# Source material:
--------------------

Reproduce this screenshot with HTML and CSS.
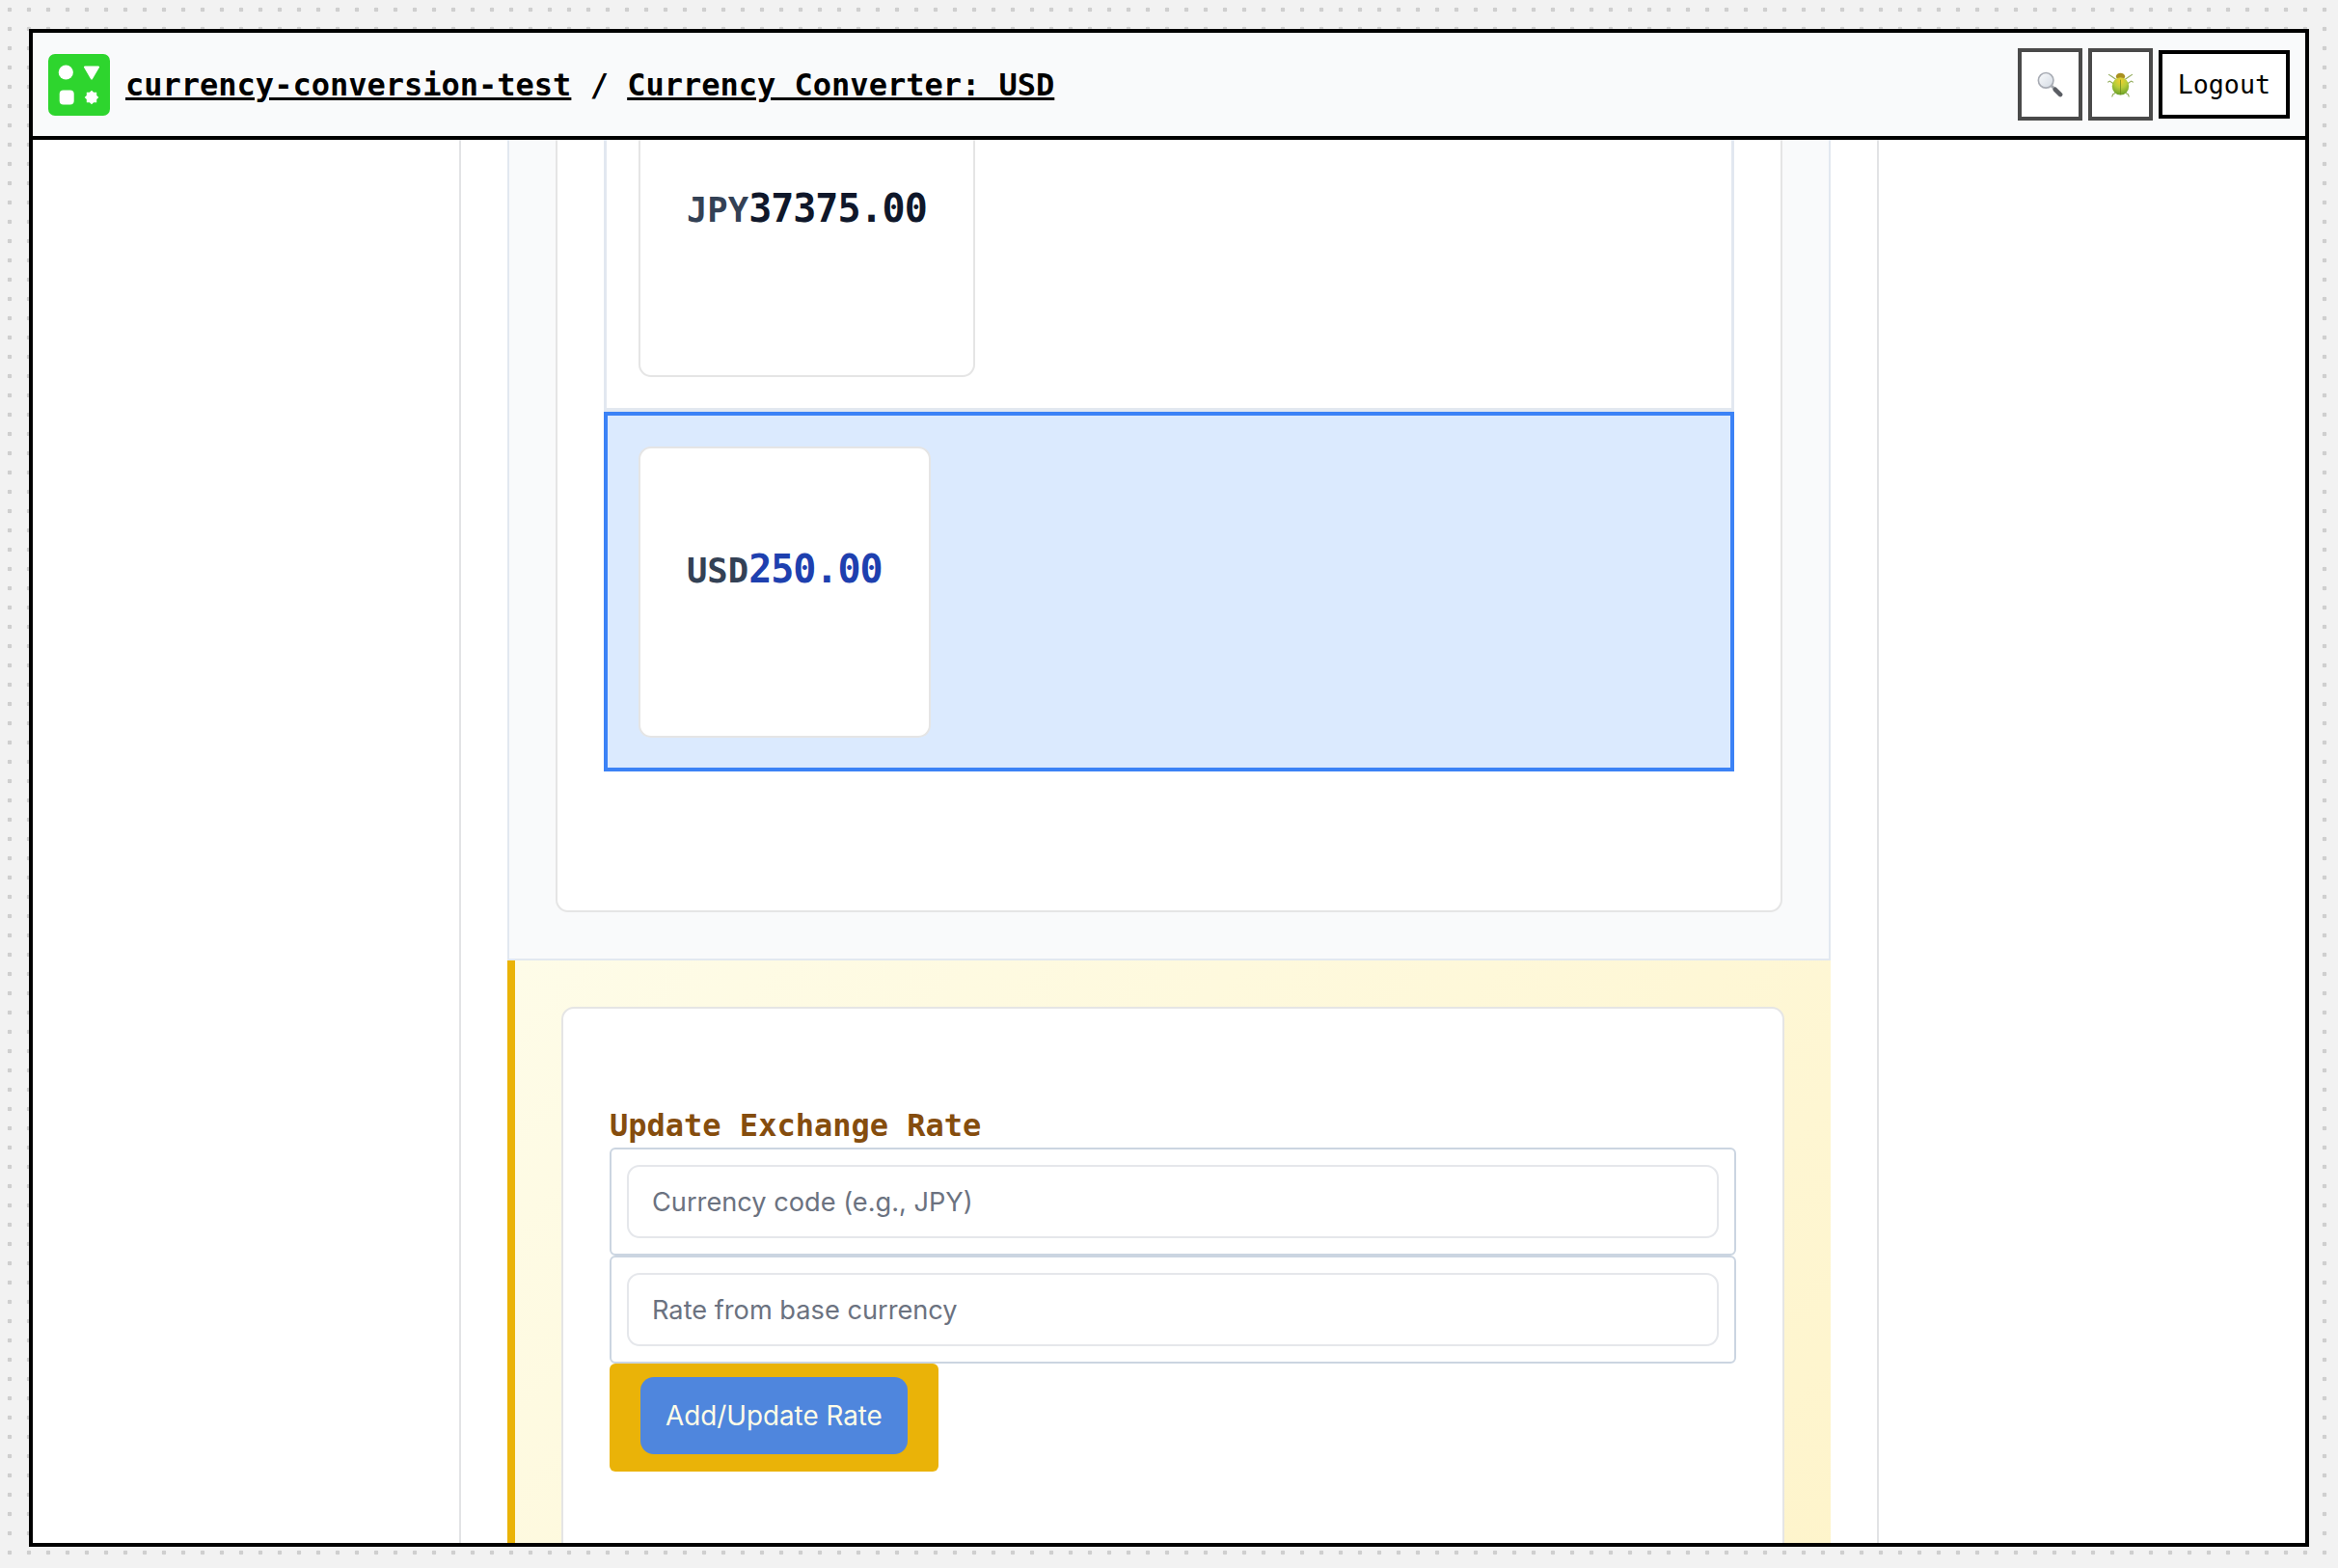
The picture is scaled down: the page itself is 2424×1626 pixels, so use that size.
FILE: index.html
```html
<!DOCTYPE html>
<html>
<head>
    <title>Currency Converter: USD</title>
    <link rel="stylesheet" href="styles.css">
</head>
<body>
    <div class="frame">
        <header class="topbar">
            <svg class="logo" viewBox="0 0 64 64">
                <rect width="64" height="64" rx="7" fill="#2ed52e"/>
                <circle cx="18.3" cy="19" r="7.6" fill="#fff"/>
                <path d="M38 12.5h14a1 1 0 0 1 .9 1.5l-7 12a1 1 0 0 1-1.8 0l-7-12a1 1 0 0 1 .9-1.5z" fill="#fff"/>
                <rect x="11.7" y="37.5" width="15" height="15" rx="4" fill="#fff"/>
                <path d="M45 37.7l2.1 2.1 3.1 0 0 3.1 2.1 2.1-2.1 2.1 0 3.1-3.1 0-2.1 2.1-2.1-2.1-3.1 0 0-3.1-2.1-2.1 2.1-2.1 0-3.1 3.1 0z" fill="#fff"/>
            </svg>
            <div class="crumbs"><a href="#">currency-conversion-test</a> / <a href="#">Currency Converter: USD</a></div>
            <div class="actions">
                <button class="icon-btn">
                    <svg viewBox="0 0 28 28">
                        <defs>
                            <linearGradient id="lens" x1="0" y1="0" x2="1" y2="1">
                                <stop offset="0" stop-color="#fbfcfd"/>
                                <stop offset="1" stop-color="#d3dae3"/>
                            </linearGradient>
                        </defs>
                        <path d="M15.5 15.5l3 3" stroke="#a3a7ad" stroke-width="3"/>
                        <path d="M19.5 19.5l5.5 5.5" stroke="#5a5d63" stroke-width="4.8" stroke-linecap="round"/>
                        <circle cx="9.5" cy="9.7" r="8.1" fill="url(#lens)" stroke="#a8acb4" stroke-width="1.7"/>
                    </svg>
                </button>
                <button class="icon-btn">
                    <svg viewBox="0 0 28 28">
                        <defs>
                            <radialGradient id="shell" cx="0.5" cy="0.2" r="0.85">
                                <stop offset="0" stop-color="#f2cf2e"/>
                                <stop offset="0.45" stop-color="#b8cd3a"/>
                                <stop offset="1" stop-color="#5f9a26"/>
                            </radialGradient>
                        </defs>
                        <g fill="none" stroke="#94ad5e" stroke-width="1.2" stroke-linecap="round">
                            <path d="M9 8.5L4.5 5.5 1.5 3.5"/>
                            <path d="M19 8.5l4.5-3 3-2"/>
                            <path d="M6 13L2.5 10.5 0.8 11.5"/>
                            <path d="M22 13l3.5-2.5 1.7 1"/>
                            <path d="M8 23.5L6 24.5 5 27"/>
                            <path d="M20 23.5l2 1 1 2.5"/>
                        </g>
                        <ellipse cx="14" cy="5.5" rx="4.8" ry="3.8" fill="#a9901f"/>
                        <ellipse cx="14" cy="16" rx="9" ry="9.5" fill="url(#shell)"/>
                        <path d="M14 9v16" stroke="#6e8a1c" stroke-width="0.8"/>
                    </svg>
                </button>
                <button class="logout">Logout</button>
            </div>
        </header>
        <main class="viewport">
            <div class="column">
                <section class="panel">
                    <div class="card">
                        <div class="rate-row">
                            <div class="rate-box">
                                <div class="rate-text"><span class="code">JPY</span><span class="amount">37375.00</span></div>
                            </div>
                        </div>
                        <div class="rate-row base">
                            <div class="rate-box">
                                <div class="rate-text"><span class="code">USD</span><span class="amount">250.00</span></div>
                            </div>
                        </div>
                    </div>
                </section>
                <section class="update-panel">
                    <div class="update-card">
                        <h3>Update Exchange Rate</h3>
                        <div class="field"><input type="text" placeholder="Currency code (e.g., JPY)"></div>
                        <div class="field"><input type="text" placeholder="Rate from base currency"></div>
                        <div class="submit-wrap"><button class="submit">Add/Update Rate</button></div>
                    </div>
                </section>
            </div>
        </main>
    </div>
</body>
</html>
```

FILE: styles.css
```css
* {
    box-sizing: border-box;
}

html,
body {
    margin: 0;
    height: 100%;
}

body {
    height: 1626px;
    padding: 30px 30px 22px;
    overflow: hidden;
    background-color: #f2f2f2;
    background-image: radial-gradient(circle, #cfcfcf 2.2px, transparent 2.6px);
    background-size: 20px 20px;
    font-family: "DejaVu Sans Mono", monospace;
}

.frame {
    display: flex;
    flex-direction: column;
    height: 100%;
    border: 4px solid #000;
    background-color: #fff;
}

.topbar {
    display: flex;
    align-items: center;
    flex: none;
    height: 111px;
    padding: 0 16px;
    background-color: #f9fafb;
    border-bottom: 4px solid #000;
}

.logo {
    flex: none;
    width: 64px;
    height: 64px;
    margin-right: 16px;
}

.crumbs {
    flex: 1;
    font-size: 32px;
    font-weight: bold;
    color: #000;
}

.crumbs a {
    color: #000;
    text-decoration-thickness: 3px;
}

.actions {
    display: flex;
    align-items: center;
    gap: 6px;
}

.icon-btn {
    display: flex;
    padding: 20px 16px;
    background-color: #fff;
    border: 4px solid #4a4a4a;
}

.icon-btn svg {
    width: 27px;
    height: 27px;
}

.logout {
    height: 71px;
    padding: 0 16px;
    font-family: "DejaVu Sans Mono", monospace;
    font-size: 26.67px;
    color: #000;
    background-color: #fff;
    border: 4px solid #000;
}

.viewport {
    flex: 1;
    min-height: 0;
    overflow: hidden;
}

.column {
    width: 1472px;
    margin: -237px auto 0;
    padding: 0 48px;
    border-left: 2px solid #e2e3e5;
    border-right: 2px solid #e2e3e5;
}

.panel {
    padding: 48px;
    background-color: #f9fafb;
    border-left: 2px solid #e2e8f0;
    border-right: 2px solid #e2e8f0;
    border-bottom: 2px solid #e2e8f0;
}

.card {
    padding: 48px 48px 144px;
    background-color: #fff;
    border: 2px solid #e5e5e5;
    border-radius: 13px;
}

.rate-row {
    padding: 33px 33px 32px;
    border: 3px solid #e2e8f0;
    border-bottom-width: 4px;
}

.rate-row.base {
    padding: 32px 32px 31px;
    background-color: #dbeafe;
    border: 4px solid #3b82f6;
}

.rate-box {
    display: flex;
    flex-direction: column;
    justify-content: flex-end;
    width: fit-content;
    aspect-ratio: 1;
    padding: 0 48px 151px;
    font-weight: bold;
    font-size: 40px;
    line-height: 40px;
    white-space: nowrap;
    background-color: #fff;
    border: 2px solid #e5e5e5;
    border-radius: 13px;
}

.code {
    font-size: 35.5px;
    color: #334155;
}

.amount {
    letter-spacing: -1px;
    color: #0f172a;
}

.base .amount {
    color: #1e40af;
}

.update-panel {
    padding: 48px;
    background: linear-gradient(135deg, #fefce8, #fef3c7);
    border-left: 8px solid #eab308;
}

.update-card {
    padding: 48px;
    height: 800px;
    background-color: #fff;
    border: 2px solid #e5e5e5;
    border-radius: 13px;
}

.update-card h3 {
    margin: 50px 0 0;
    font-size: 32px;
    line-height: 46px;
    font-weight: bold;
    color: #854d0e;
}

.field {
    padding: 16px;
    height: 112px;
    background-color: #fff;
    border: 2px solid #cbd5e1;
    border-radius: 6px;
}

.field input {
    display: block;
    width: 100%;
    height: 76px;
    padding: 0 24px;
    font-family: Inter, sans-serif;
    font-size: 27.2px;
    background-color: #fff;
    border: 2px solid #e5e7eb;
    border-radius: 13px;
}

.field input::placeholder {
    color: #6b7280;
    opacity: 1;
}

.submit-wrap {
    width: fit-content;
    padding: 14px 32px 18px;
    background-color: #eab308;
    border-radius: 6px;
}

.submit {
    display: block;
    height: 80px;
    padding: 0 26px;
    font-family: Inter, sans-serif;
    font-size: 27.8px;
    color: #fefce8;
    background-color: #4f86dd;
    border: none;
    border-radius: 14px;
}
```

--------------------

For each line above that contains the word "size", copy that line.

# Correct output:
The picture is scaled down: the page itself is 2424×1626 pixels, so use that size.
    background-size: 20px 20px;
    font-size: 32px;
    font-size: 26.67px;
    font-size: 40px;
    font-size: 35.5px;
    font-size: 32px;
    font-size: 27.2px;
    font-size: 27.8px;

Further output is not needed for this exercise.